Meso-scale simulation of cross-ply UHMWPE composite laminates under general out-of-plane compressive loading

With an exceptional combination of low density and mechanical properties, cross-ply ultra-high molecular weight polyethylene (UHMWPE) composite laminates are increasingly exploited in civil engineering and armor protection systems, yet the design and analysis of such composite structures necessitate the development of efficient simulation tools that can optimally balance computational efficiency with predictive accuracy. Building upon our prior micro-scale FE model, a new meso‑scale approach is developed for simulating larger-sized cross-ply UHMWPE laminates. This innovative meso‑scale model accurately captures the fiber-scale deformation and failure mechanisms of composites while maintaining high computational efficiency.

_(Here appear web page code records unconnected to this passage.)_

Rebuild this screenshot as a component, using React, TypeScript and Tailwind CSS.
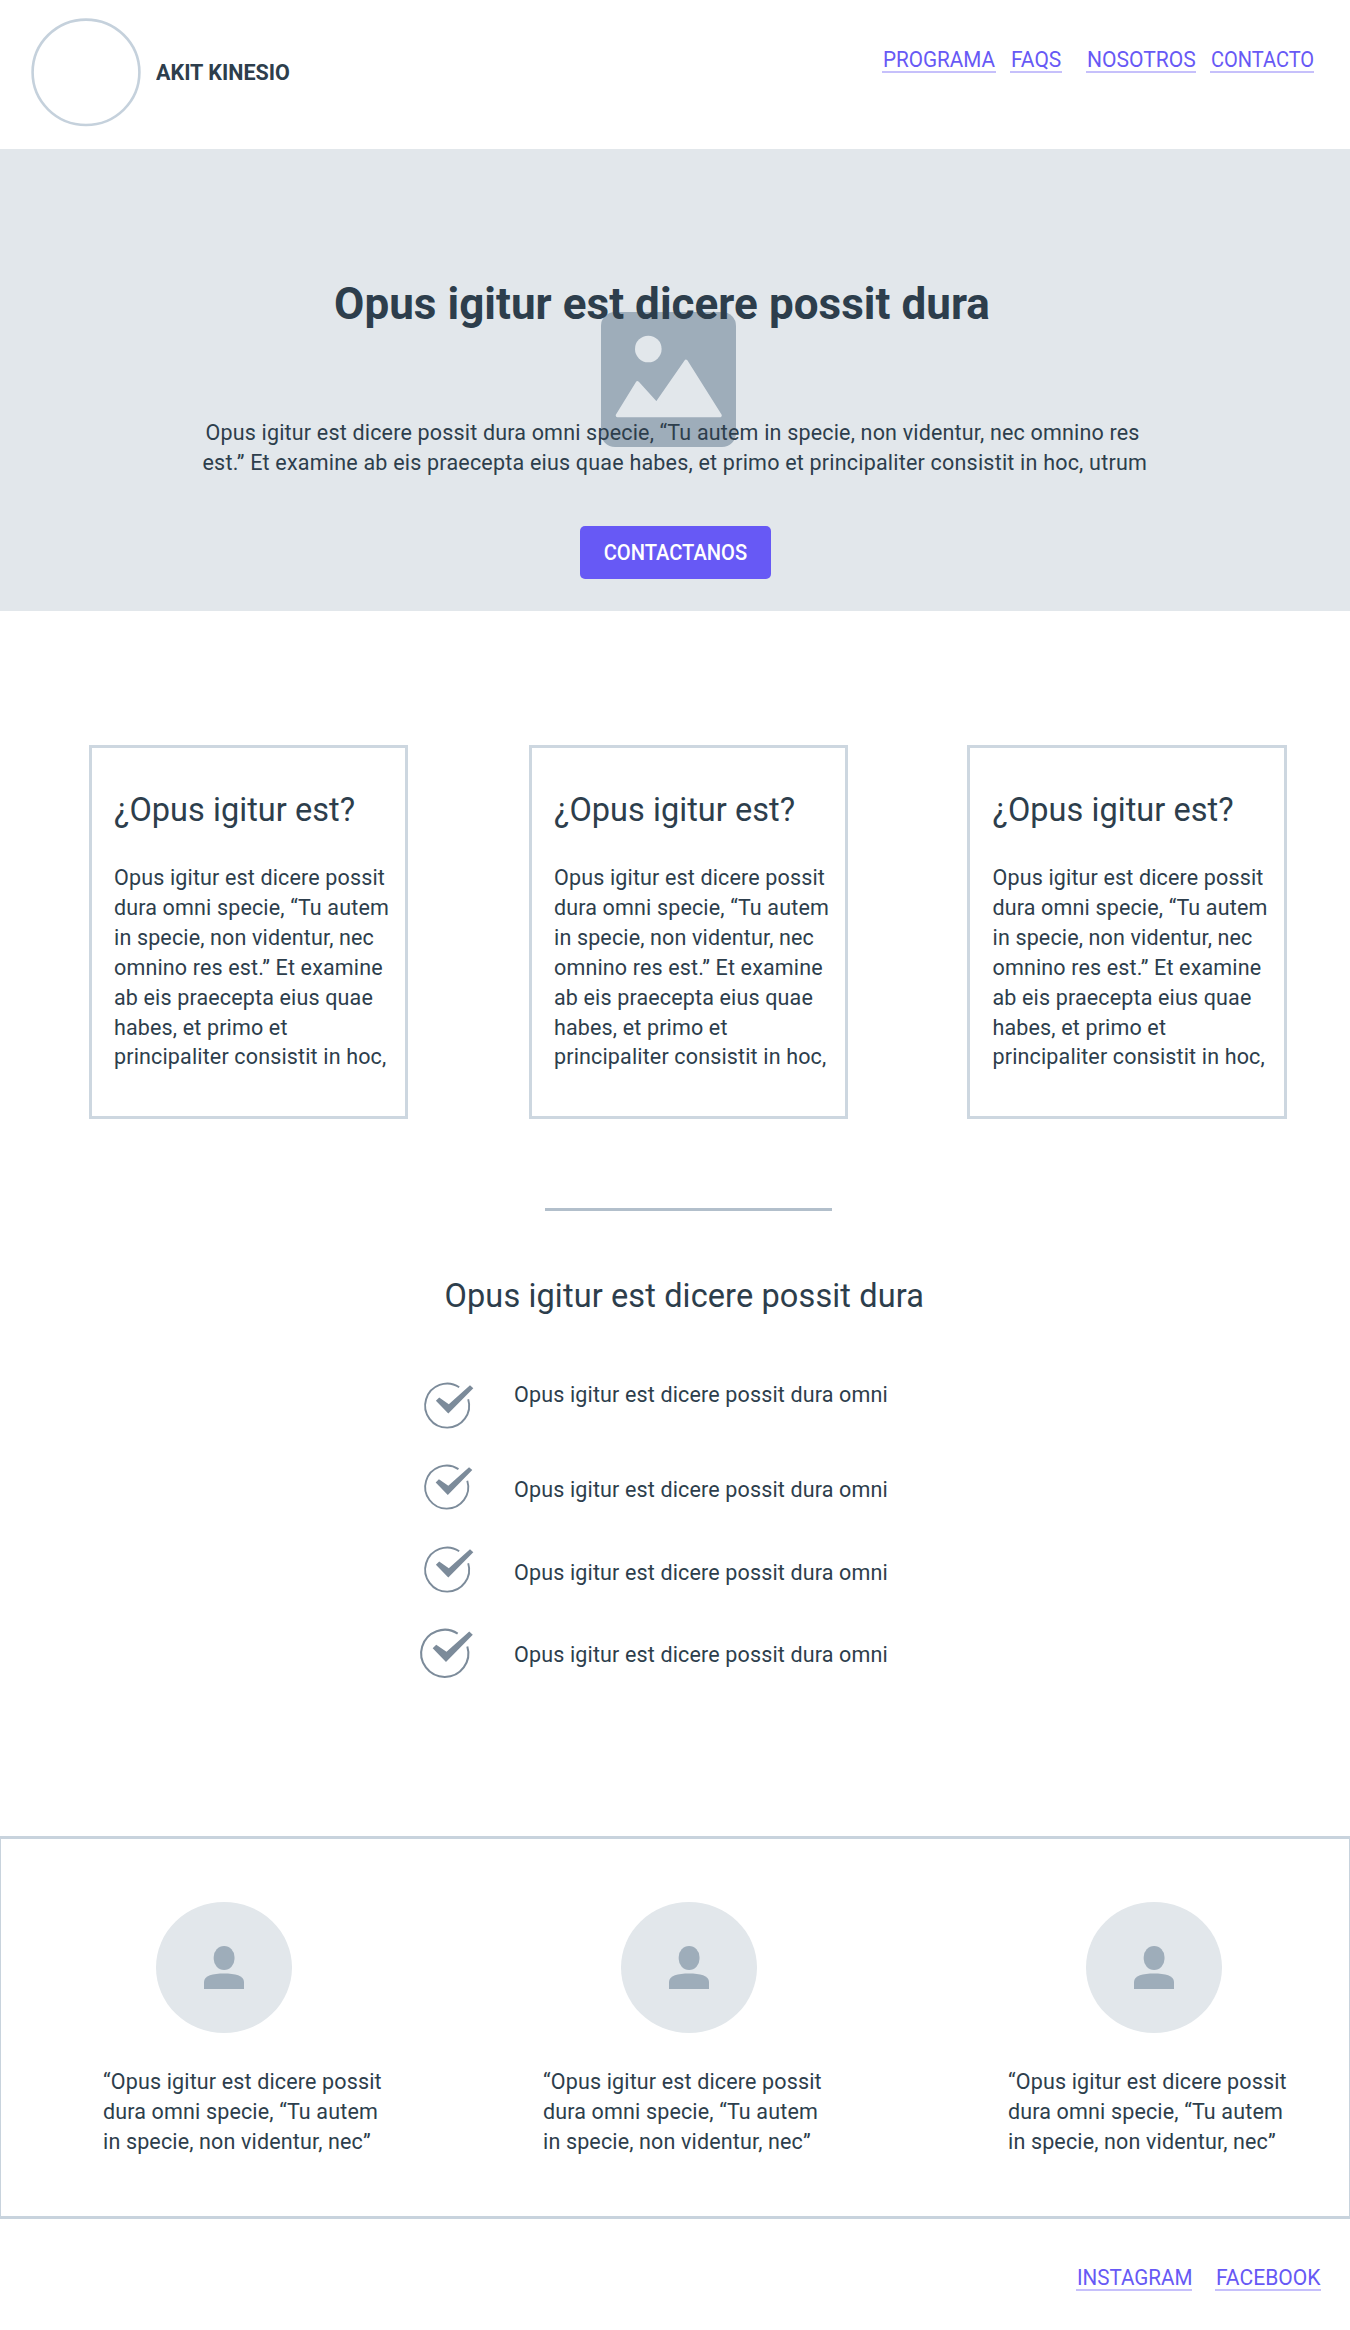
const cards = ['ml-[88.5px]', 'ml-[120.5px]', 'ml-[119px]'];

const cardLines = [
  'Opus igitur est dicere possit',
  'dura omni specie, “Tu autem',
  'in specie, non videntur, nec',
  'omnino res est.” Et examine',
  'ab eis praecepta eius quae',
  'habes, et primo et',
  'principaliter consistit in hoc,',
];

const quoteLines = [
  '“Opus igitur est dicere possit',
  'dura omni specie, “Tu autem',
  'in specie, non videntur, nec”',
];

const quotes = [
  { column: 'ml-[102px]', avatar: 'ml-[53px]' },
  { column: 'ml-[140px]', avatar: 'ml-[78px]' },
  { column: 'ml-[165px]', avatar: 'ml-[78px]' },
];

const checks = [
  { row: 'mt-[63px] h-[83px]', icon: 'ml-[425px] mt-[4px] w-[48.5px] h-[46px]', text: 'ml-[40.5px] mt-px' },
  { row: 'h-[82px]', icon: 'ml-[424.5px] mt-[3px] w-[47.5px] h-[45px]', text: 'ml-[42px] mt-[13px]' },
  { row: 'h-[82px]', icon: 'ml-[425px] mt-[3px] w-[48.5px] h-[46px]', text: 'ml-[40.5px] mt-[14px]' },
  { row: 'h-[82px]', icon: 'ml-[421px] mt-[3px] w-[52px] h-[49.5px]', text: 'ml-[41px] mt-[14px]' },
];

const navLinks = [
  { label: 'PROGRAMA', box: 'w-[114px]', text: 'scale-x-[0.94]' },
  { label: 'FAQS', box: 'ml-[14px] w-[52px]', text: 'scale-x-[0.955]' },
  { label: 'NOSOTROS', box: 'ml-[24px] w-[110px]', text: 'scale-x-[0.958]' },
  { label: 'CONTACTO', box: 'ml-[14px] w-[104px]', text: 'scale-x-[0.911]' },
];

const footerLinks = [
  { label: 'INSTAGRAM', box: 'w-[116px]', text: 'scale-x-[0.937]' },
  { label: 'FACEBOOK', box: 'ml-[23px] w-[106px]', text: 'scale-x-[0.957]' },
];

function TextLink({ label, box, text }: { label: string; box: string; text: string }) {
  return (
    <a className={`h-[28px] shrink-0 border-b-2 border-[#c6c0fb] text-[22px] leading-[30px] text-[#6759f5] ${box}`}>
      <span className={`block origin-left whitespace-nowrap pl-px ${text}`}>{label}</span>
    </a>
  );
}

function ImageIcon() {
  return (
    <svg viewBox="0 0 135 135" className="h-[135px] w-[135px]">
      <rect width="135" height="135" rx="14" fill="#9eadba" />
      <circle cx="47.3" cy="37" r="13.3" fill="#e2e7eb" />
      <path
        d="M16.5 103.5 36.5 71 55.5 92 85 49.5 119 103.5Z"
        fill="#e2e7eb"
        stroke="#e2e7eb"
        strokeWidth="3.6"
        strokeLinejoin="round"
      />
    </svg>
  );
}

function CheckIcon({ className }: { className: string }) {
  return (
    <svg viewBox="0 0 48.5 46" className={`shrink-0 overflow-visible ${className}`} fill="none">
      <path d="M34.2 4.2A22 22 0 1 0 43.2 16.2" stroke="#7c8b9a" strokeWidth="1.9" />
      <path d="M14.2 14.6 23.8 21.2 45 2.3 48.3 5.2 23.3 30.6 10.9 17.8Z" fill="#7c8b9a" />
    </svg>
  );
}

function Avatar({ className }: { className: string }) {
  return (
    <div className={`flex h-[131px] w-[136px] items-center justify-center rounded-[50%] bg-[#e2e7eb] ${className}`}>
      <svg viewBox="0 0 40 43" className="h-[43px] w-[40px]" fill="#9eadba">
        <rect x="9.7" y="0" width="20.8" height="24" rx="10.4" ry="11" />
        <path d="M0 43V36C0 29.5 9 27.4 20 27.4S40 29.5 40 36V43Z" />
      </svg>
    </div>
  );
}

export default function App() {
  return (
    <div className="h-[2330px] w-[1350px] overflow-hidden bg-white font-['Roboto',sans-serif] text-[#2d3e4c]">
      <header className="flex h-[148.5px] items-start">
        <svg viewBox="0 0 110 109" className="ml-[31px] mt-[18px] h-[109px] w-[110px] shrink-0" fill="none">
          <ellipse cx="55" cy="54.3" rx="53.4" ry="52.7" stroke="#c5d1dc" strokeWidth="2.6" />
        </svg>
        <div className="ml-[15px] mt-[58px] w-[140px] origin-left scale-x-[0.978] whitespace-nowrap text-[22px] font-bold leading-[30px]">
          AKIT KINESIO
        </div>
        <nav className="ml-auto mr-[36px] mt-[45px] flex">
          {navLinks.map((link) => (
            <TextLink key={link.label} {...link} />
          ))}
        </nav>
      </header>

      <section className="relative h-[462px] bg-[#e2e7eb] pt-[129.5px]">
        <div className="absolute left-[600.7px] top-[163.2px]">
          <ImageIcon />
        </div>
        <div className="relative">
          <h1 className="ml-[334px] whitespace-nowrap text-[44px] font-bold leading-[52px] tracking-[0.04px]">
            Opus igitur est dicere possit dura
          </h1>
          <div className="mt-[88px] text-[21.5px] leading-[30px]">
            <p className="ml-[205.5px] whitespace-nowrap tracking-[0.18px]">
              Opus igitur est dicere possit dura omni specie, “Tu autem in specie, non videntur, nec omnino res
            </p>
            <p className="ml-[202.5px] whitespace-nowrap tracking-[0.205px]">
              est.” Et examine ab eis praecepta eius quae habes, et primo et principaliter consistit in hoc, utrum
            </p>
          </div>
          <button className="ml-[580px] mt-[48px] flex h-[53px] w-[191px] items-center justify-center rounded-[5px] bg-[#6759f5] text-[22px] font-medium leading-[30px] text-white">
            <span className="scale-x-[0.915] pt-px">CONTACTANOS</span>
          </button>
        </div>
      </section>

      <section className="flex pt-[134.5px]">
        {cards.map((margin) => (
          <article
            key={margin}
            className={`h-[374px] w-[319.5px] shrink-0 border-3 border-[#cdd7e0] pl-[22.5px] pt-[42px] ${margin}`}
          >
            <h2 className="whitespace-nowrap text-[32.5px] leading-[40px] tracking-[0.04px]">¿Opus igitur est?</h2>
            <div className="mt-[33px] text-[21.5px] leading-[29.9px] tracking-[0.15px]">
              {cardLines.map((line) => (
                <p key={line} className="whitespace-nowrap">
                  {line}
                </p>
              ))}
            </div>
          </article>
        ))}
      </section>

      <section className="h-[717px] pt-[89px]">
        <div className="ml-[545px] h-[3px] w-[287px] bg-[#b2bfcb]" />
        <h2 className="ml-[444.5px] mt-[65px] whitespace-nowrap text-[32.5px] leading-[40px] tracking-[0.12px]">
          Opus igitur est dicere possit dura
        </h2>
        {checks.map((item, i) => (
          <div key={i} className={`flex items-start ${item.row}`}>
            <CheckIcon className={item.icon} />
            <p className={`whitespace-nowrap text-[21.5px] leading-[30px] tracking-[0.15px] ${item.text}`}>
              Opus igitur est dicere possit dura omni
            </p>
          </div>
        ))}
      </section>

      <section className="flex h-[383px] border-x border-y-[3px] border-[#c8d3dd]">
        {quotes.map((quote) => (
          <div key={quote.column} className={`w-[300px] shrink-0 pt-[63px] ${quote.column}`}>
            <Avatar className={quote.avatar} />
            <div className="mt-[34px] text-[21.5px] leading-[30px] tracking-[0.15px]">
              {quoteLines.map((line) => (
                <p key={line} className="whitespace-nowrap">
                  {line}
                </p>
              ))}
            </div>
          </div>
        ))}
      </section>

      <footer className="mr-[29px] mt-[44px] flex justify-end">
        {footerLinks.map((link) => (
          <TextLink key={link.label} {...link} />
        ))}
      </footer>
    </div>
  );
}
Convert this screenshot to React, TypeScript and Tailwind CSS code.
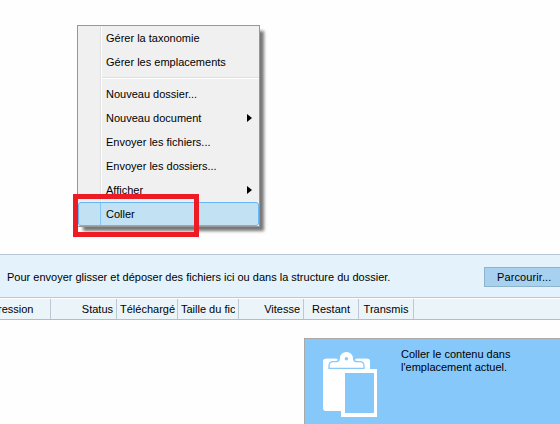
type MenuRow = { label: string; arrow?: boolean };

const topRows: MenuRow[] = [
  { label: "Gérer la taxonomie" },
  { label: "Gérer les emplacements" },
];

const rows: MenuRow[] = [
  { label: "Nouveau dossier..." },
  { label: "Nouveau document", arrow: true },
  { label: "Envoyer les fichiers..." },
  { label: "Envoyer les dossiers..." },
  { label: "Afficher", arrow: true },
];

function Row({ row }: { row: MenuRow }) {
  return (
    <div className="flex h-6 items-center justify-between pr-[7px]">
      <div className="flex h-full w-6 shrink-0 border-r border-white">
        <div className="grow border-r border-[#e0e0e0]" />
      </div>
      <span className="grow pl-1">{row.label}</span>
      {row.arrow && (
        <svg width="5" height="8" viewBox="0 0 5 8">
          <path d="M0 0 L5 4 L0 8 Z" fill="black" />
        </svg>
      )}
    </div>
  );
}

function Clipboard() {
  return (
    <svg width="54" height="66" viewBox="323 351 54 66" fill="white">
      <rect x="323" y="358.700" width="47" height="52.300" rx="3" />
      <path d="M336 357.500H357V361H336Z" fill="#87c8fb" />
      <path
        d="M329 368.300V366Q329 361.700 333 361.700H336.500Q339.200 361.700 339.200 358.300A7.200 7 0 0 1 353.600 358.300Q353.600 361.700 356.300 361.700H360Q364 361.700 364 366V368.300Z"
        stroke="#87c8fb"
        strokeWidth="1.300"
      />
      <path d="M323 361.700Q323 358.700 326 358.700H337.500V360.700H332Q328 361.500 328 366H323Z" />
      <path d="M370 361.700Q370 358.700 367 358.700H355.300V360.700H361Q365 361.500 365 366H370Z" />
      <circle cx="346.400" cy="358.700" r="1.700" fill="#87c8fb" />
      <rect x="341" y="369" width="36" height="48" />
      <rect x="345" y="373" width="29" height="40" fill="#87c8fb" />
    </svg>
  );
}

export default function App() {
  return (
    <div className="relative flex h-[424px] w-[560px] flex-col overflow-hidden bg-[#fefefe] font-['Liberation_Sans',Arial,sans-serif] text-[11px] leading-[13px] whitespace-nowrap text-black">
      <div className="h-[254px] shrink-0 pt-[25px] pl-[77px]">
        <div className="h-[202px] w-[183px] border border-[#979797] bg-[#f0f0f0] shadow-[5px_5px_3px_-1px_#777]">
          {topRows.map((row) => (
            <Row key={row.label} row={row} />
          ))}
          <div className="flex h-2">
            <div className="flex w-6 border-r border-white">
              <div className="grow border-r border-[#e0e0e0]" />
            </div>
            <div className="mt-[3px] h-[2px] grow border-t border-b border-t-[#e0e0e0] border-b-white" />
          </div>
          {rows.map((row) => (
            <Row key={row.label} row={row} />
          ))}
          <div className="flex h-6 items-center rounded-[3px] border border-[#66b5f5] bg-[#c2e1f3]">
            <div className="h-full w-[22px] border-r border-[#85c5f5]" />
            <span className="pl-[5px]">Coller</span>
          </div>
        </div>
      </div>
      <div className="flex h-11 shrink-0 items-center justify-between border-t border-b border-[#b9c6d3] bg-[#e4f3fb] pl-[7px]">
        <span className="pt-[2px]">
          Pour envoyer glisser et déposer des fichiers ici ou dans la structure du dossier.
        </span>
        <div className="mt-[2px] flex h-5 w-[76px] items-center border border-r-0 border-[#8eb3cc] bg-[#a8d1f0] pl-3">
          <span className="tracking-[0.1px]">Parcourir...</span>
        </div>
      </div>
      <div className="flex h-[22px] shrink-0 border-t border-b border-t-white border-b-[#afbfca] bg-[#ebf4f8] *:flex *:items-center *:overflow-hidden *:border-r *:border-[#bcc8d4]">
        <div className="w-[51px]">
          <span className="-ml-[2px]">ression</span>
        </div>
        <div className="w-[66px] justify-end pr-[3px]">
          <span>Status</span>
        </div>
        <div className="w-[61px] pr-[2px] pl-[3px]">
          <span className="overflow-hidden">Téléchargé</span>
        </div>
        <div className="w-[61px] pr-[3px] pl-[3px]">
          <span className="overflow-hidden">Taille du fichier</span>
        </div>
        <div className="w-[65px] justify-end pr-[3px]">
          <span>Vitesse</span>
        </div>
        <div className="w-[55px] justify-center">
          <span>Restant</span>
        </div>
        <div className="w-[55px] justify-center">
          <span>Transmis</span>
        </div>
      </div>
      <div className="mt-[18px] ml-[304px] flex grow border-t border-l border-[#a9a9a9] bg-[#87c8fb] pt-3 pl-[18px]">
        <Clipboard />
        <p className="-mt-[3px] ml-6">
          Coller le contenu dans
          <br />
          l'emplacement actuel.
        </p>
      </div>
      <div className="absolute top-[194px] left-[73px] h-[43px] w-[126px] border-5 border-[#ed1c24]" />
    </div>
  );
}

The validity of the proposed meso‑scale numerical methodology has been thoroughly validated by comparing it against extensive experimental data, including quasi-static compression, indentation, drop-weight impact, and ballistic impact tests, with remarkable agreement across all simulations. Compared to traditional homogenization models, the meso‑scale model significantly improves the resolution in predicting the mechanical response and deformation processes of composites. The new model also overcomes their shortcoming of overlooking internal composite structures and provides new insights into the anisotropic deformation mechanisms of fibers and resins under general out-of-plane loadings. This work represents a novel implementation of a meso‑scale numerical model specifically developed for the design and optimization of cross-ply UHMWPE composite laminates, offering significant advancements in the simulation and analysis of protective structures made of advanced composite materials.